MLOps = ML + DevOps + Data Engineering

It focuses on:

  • Reproducibility: Same code + data = same model
  • Scalability: Deploy to millions of users
  • Reliability: Models work consistently in production
  • Automation: CI/CD for ML models

Core Components

1. Data Versioning

Why version data?

  • Reproducible training
  • Track data lineage
  • Rollback capabilities

Tools:

  • DVC: Data version control
  • LakeFS: Git-like data versioning
  • Delta Lake: ACID transactions on data lakes
# Track data versions with DVC
dvc add data/train.csv
git commit data/train.csv.dvc .gitignore

2. Model Registry

Store and version models:

from mlflow import log_model, log_params

# Train model
model = train_model(X_train, y_train)

# Log parameters and metrics
log_params({"learning_rate": 0.01, "epochs": 100})
log_metric("accuracy", 0.95)

# Log model
log_model(model, "sklearn-model")

Popular Tools:

  • MLflow: Open-source, widely adopted
  • Weights & Biases: Experiment tracking + model registry
  • Hugging Face Hub: Model sharing for NLP

3. CI/CD for ML

Traditional CI/CD vs.
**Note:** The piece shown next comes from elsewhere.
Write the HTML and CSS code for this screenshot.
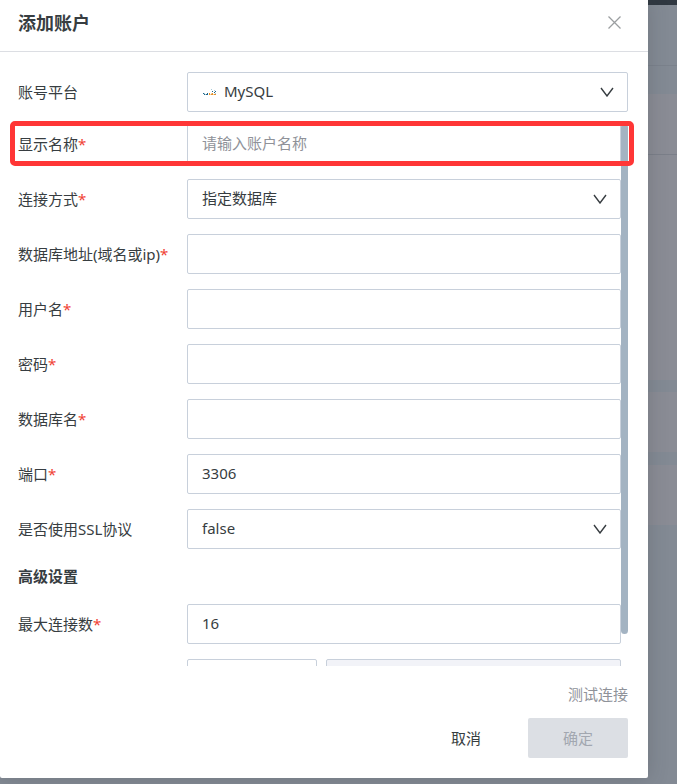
FILE: index.html
```html
<!DOCTYPE html>
<html lang="zh-CN">
<head>
    <meta charset="UTF-8">
    <meta name="viewport" content="width=device-width, initial-scale=1.0">
    <title>添加账户</title>
    <link rel="stylesheet" href="styles.css">
</head>
<body>
    <!-- dimmed page behind the dialog -->
    <div class="backdrop" aria-hidden="true">
        <div class="topbar"></div>
        <div class="toolbar"></div>
        <div class="panel panel-head"></div>
        <div class="panel panel-large"></div>
        <div class="panel"></div>
        <div class="panel"></div>
    </div>

    <form class="dialog" role="dialog" aria-labelledby="dialogTitle">
        <header class="dialog-header">
            <h2 id="dialogTitle">添加账户</h2>
            <button type="button" class="close" aria-label="关闭">
                <svg width="13" height="13" viewBox="0 0 13 13"><path d="M0.5 0.5L12.5 12.5M12.5 0.5L0.5 12.5" /></svg>
            </button>
        </header>

        <div class="row platform">
            <label for="platform">账号平台</label>
            <div class="select has-logo">
                <svg class="logo" width="14" height="8" viewBox="0 0 14 8" shape-rendering="crispEdges">
                    <path fill="#1d6488" d="M0 4h1v1h-1zM1 5h1v1h-1zM3 5h2v1h-2zM4 4h1v1h-1zM9 2h1v1h-1zM12 2h1v1h-1zM11 3h1v1h-1z" />
                    <path fill="#a9cbd9" d="M1 4h1v1h-1zM2 5h1v1h-1zM8 0h1v1h-1zM11 1h1v1h-1zM12 4h1v1h-1z" />
                    <path fill="#e5922c" d="M6 4h1v2h-1zM8 5h2v1h-2zM9 4h1v1h-1zM11 5h2v1h-2z" />
                    <path fill="#f4d6a8" d="M7 5h1v1h-1zM10 5h1v1h-1zM8 4h1v1h-1z" />
                </svg>
                <select id="platform" name="platform">
                    <option>MySQL</option>
                </select>
                <svg class="arrow" width="14" height="10" viewBox="0 0 14 10"><path d="M1 1L7 9L13 1" /></svg>
            </div>
        </div>

        <div class="scroll-wrap">
            <div class="fields">
                <div class="row">
                    <label for="displayName">显示名称<span class="required">*</span></label>
                    <input type="text" id="displayName" name="displayName" placeholder="请输入账户名称">
                </div>
                <div class="row">
                    <label for="connectType">连接方式<span class="required">*</span></label>
                    <div class="select">
                        <select id="connectType" name="connectType">
                            <option>指定数据库</option>
                        </select>
                        <svg class="arrow" width="14" height="10" viewBox="0 0 14 10"><path d="M1 1L7 9L13 1" /></svg>
                    </div>
                </div>
                <div class="row">
                    <label for="host">数据库地址(域名或ip)<span class="required">*</span></label>
                    <input type="text" id="host" name="host">
                </div>
                <div class="row">
                    <label for="username">用户名<span class="required">*</span></label>
                    <input type="text" id="username" name="username">
                </div>
                <div class="row">
                    <label for="password">密码<span class="required">*</span></label>
                    <input type="password" id="password" name="password">
                </div>
                <div class="row">
                    <label for="database">数据库名<span class="required">*</span></label>
                    <input type="text" id="database" name="database">
                </div>
                <div class="row">
                    <label for="port">端口<span class="required">*</span></label>
                    <input type="text" id="port" name="port" value="3306">
                </div>
                <div class="row">
                    <label for="ssl">是否使用SSL协议</label>
                    <div class="select">
                        <select id="ssl" name="ssl">
                            <option>false</option>
                        </select>
                        <svg class="arrow" width="14" height="10" viewBox="0 0 14 10"><path d="M1 1L7 9L13 1" /></svg>
                    </div>
                </div>
                <h3>高级设置</h3>
                <div class="row">
                    <label for="maxConnections">最大连接数<span class="required">*</span></label>
                    <input type="text" id="maxConnections" name="maxConnections" value="16">
                </div>
                <div class="row">
                    <span></span>
                    <div class="pair">
                        <input type="text" name="optionKey" aria-label="key">
                        <input type="text" name="optionValue" aria-label="value" disabled>
                    </div>
                </div>
            </div>
            <div class="scroll-thumb"></div>
            <div class="highlight"></div>
        </div>

        <footer class="dialog-footer">
            <a href="#" class="test-link">测试连接</a>
            <div class="actions">
                <button type="button" class="btn">取消</button>
                <button type="submit" class="btn btn-primary" disabled>确定</button>
            </div>
        </footer>
    </form>
</body>
</html>
```
FILE: styles.css
```css
* {
    box-sizing: border-box;
}
body {
    margin: 0;
    height: 100vh;
    overflow: hidden;
    background-color: #838a94;
    color: #373d41;
    font-family: "Noto Sans", "Noto Sans CJK SC", sans-serif;
    font-size: 15px;
    line-height: 24px;
}

/* page behind */
.backdrop {
    position: absolute;
    inset: 0;
}
.topbar {
    height: 5px;
    background-color: #303841;
}
.toolbar {
    height: 61px;
    margin-bottom: 28px;
    border-bottom: 1px solid #7b828c;
}
.panel {
    height: 60px;
    margin-bottom: 13px;
    background-color: #8a8c95;
}
.panel-head {
    height: 61px;
    margin-bottom: 0;
    border-bottom: 1px solid #7b7f89;
}
.panel-large {
    height: 225px;
    margin-bottom: 12px;
}

/* dialog */
.dialog {
    position: relative;
    display: flex;
    flex-direction: column;
    height: calc(100vh - 6px);
    margin-right: 29px;
    background-color: #fff;
    border-radius: 0 0 2px 2px;
    box-shadow: 0 0 20px rgba(55, 61, 65, 0.25);
}
.dialog-header {
    display: flex;
    align-items: center;
    justify-content: space-between;
    height: 52px;
    padding: 0 20px 6px 18px;
    border-bottom: 1px solid #dcdee3;
}
h2,
h3 {
    margin: 0;
    font-weight: bold;
}
h2 {
    font-size: 18px;
}
h3 {
    font-size: 15px;
    line-height: 25px;
}
.close {
    display: flex;
    padding: 7px;
    border: none;
    background: none;
    cursor: pointer;
}
.close path {
    fill: none;
    stroke: #9b9ea0;
    stroke-width: 1.3;
}

/* form rows */
.row {
    display: grid;
    grid-template-columns: 169px 1fr;
    align-items: center;
    height: 40px;
}
.platform {
    margin: 20px 20px 12px 18px;
}
.required {
    color: #f04134;
}
input,
select {
    width: 100%;
    height: 40px;
    padding: 0 14px 2px;
    border: 1px solid #c8d0db;
    border-radius: 2px;
    background-color: #fff;
    color: #373d41;
    font: inherit;
}
input::placeholder {
    color: #8f9299;
    opacity: 1;
}
input:disabled {
    background-color: #f2f3f8;
}
.select {
    position: relative;
}
.select select {
    display: block;
    appearance: none;
}
.arrow {
    position: absolute;
    top: 15px;
    right: 14px;
    pointer-events: none;
}
.arrow path {
    fill: none;
    stroke: #373d41;
    stroke-width: 1.4;
}
.has-logo select {
    padding-left: 36px;
}
.logo {
    position: absolute;
    top: 17px;
    left: 16px;
}
.pair {
    display: grid;
    grid-template-columns: 130px 1fr;
    gap: 9px;
}

/* scrolling part */
.scroll-wrap {
    position: relative;
    flex: 1;
    min-height: 0;
    margin: 0 20px 0 18px;
}
.fields {
    display: flex;
    flex-direction: column;
    gap: 15px;
    height: 100%;
    padding-right: 7px;
    overflow: hidden;
}
.fields > * {
    flex-shrink: 0;
}
.scroll-thumb {
    position: absolute;
    top: 0;
    right: 0;
    width: 7px;
    height: 510px;
    border-radius: 4px;
    background-color: #a3b3c2;
}
.highlight {
    position: absolute;
    top: -3px;
    left: -8px;
    right: -6px;
    height: 45px;
    border: 5px solid #ff3636;
    border-radius: 5px;
    pointer-events: none;
}

/* footer */
.dialog-footer {
    display: flex;
    flex-direction: column;
    gap: 12px;
    padding: 16px 20px 20px;
}
.test-link {
    align-self: flex-end;
    color: #8f9299;
    text-decoration: none;
}
.actions {
    display: flex;
    justify-content: flex-end;
    gap: 12px;
}
.btn {
    width: 100px;
    height: 40px;
    border: none;
    border-radius: 2px;
    background-color: #fff;
    color: #373d41;
    font: inherit;
    cursor: pointer;
}
.btn-primary:disabled {
    background-color: #dcdfe4;
    color: #a2a7b0;
    cursor: default;
}
```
ML CI/CD:

TraditionalML
Code changesCode + data changes
Unit testsUnit + data + model tests
Deploy artifactsDeploy models + predictions
Rollback codeRollback model + data

Example ML Pipeline:

# .github/workflows/train.yml
name: Train Model

on:
  push:
    branches: [main]

jobs:
  train:
    runs-on: [gpu]
    steps:
      - checkout
      - setup-python
      - install-dependencies
      - train-model:
          script: python train.py
      - evaluate-model:
          script: python evaluate.py
      - register-model:
          script: python register.py
      - deploy-if-better:
          script: python deploy.py

4. Feature Store

Centralized feature management:

Benefits:

  • Share features across models
  • Prevent training-serving skew
  • Enable online/offline feature consistency

Example:

from feast import FeatureStore

fs = FeatureStore("redis")

# Define features
user_features = [
    Feature(name="avg_transaction_value", dtype=float),
    Feature(name="account_age_days", dtype=int)
]

# Write training features
fs.write("user_features", df)

# Read for serving
features = fs.get_online_features(
    features=["avg_transaction_value", "account_age_days"],
    entity_rows=[{"user_id": 123}]
)

5. Model Monitoring

What to monitor:

1. Performance Metrics:

  • Accuracy, precision, recall
  • F1 score, AUC-ROC
  • Custom business metrics

2. Data Drift:

  • Feature distribution changes
  • Prediction distribution changes
  • New categories in categorical features

3. Model Decay:

  • Performance degradation over time
  • Trigger retraining when accuracy drops below threshold

Implementation:

from evidently import ColumnDriftMetric

drift_metric = ColumnDriftMetric()

# Calculate drift
drift_report = drift_metric.calculate(
    reference_data=train_data,
    current_data=production_data,
    column_name="feature_1"
)

# Alert if significant drift
if drift_report.drift_score > 0.5:
    alert_team("Data drift detected!")

Production Deployment Patterns

1. Batch Inference

Use case: Hourly/daily predictions

# Daily model scoring job
def score_users():
    users = db.get_all_users()
    features = extract_features(users)
    predictions = model.predict(features)
    db.save_predictions(predictions)

Tools:

  • Airflow
  • Prefect
  • AWS Glue

2. Real-Time API

Use case: Low-latency predictions

from fastapi import FastAPI
import joblib

app = FastAPI()
model = joblib.load("model.pkl")

@app.post("/predict")
async def predict(features: dict):
    prediction = model.predict([features])
    return {"prediction": prediction[0]}

Tools:

  • FastAPI
  • Flask
  • AWS SageMaker endpoints

3. Streaming Inference

Use case: High-throughput real-time

from kafka import KafkaConsumer
import ray

@ray.remote
def predict_batch(batch):
    return model.predict(batch)

consumer = KafkaConsumer("predictions")
batch = []

for message in consumer:
    batch.append(message.value)
    if len(batch) >= 100:
        # Process batch asynchronously
        predict_batch.remote(batch)
        batch = []

Tools:

  • Kafka
  • Kinesis
  • Ray Serve

Automated Retraining

Trigger retraining when:

  1. Performance drops: Accuracy < threshold
  2. Data drift: Feature distribution changes
  3. Scheduled: Daily/weekly for stability

Pipeline:

def retrain_if_needed():
    # Check performance metrics
    current_accuracy = monitor.get_accuracy()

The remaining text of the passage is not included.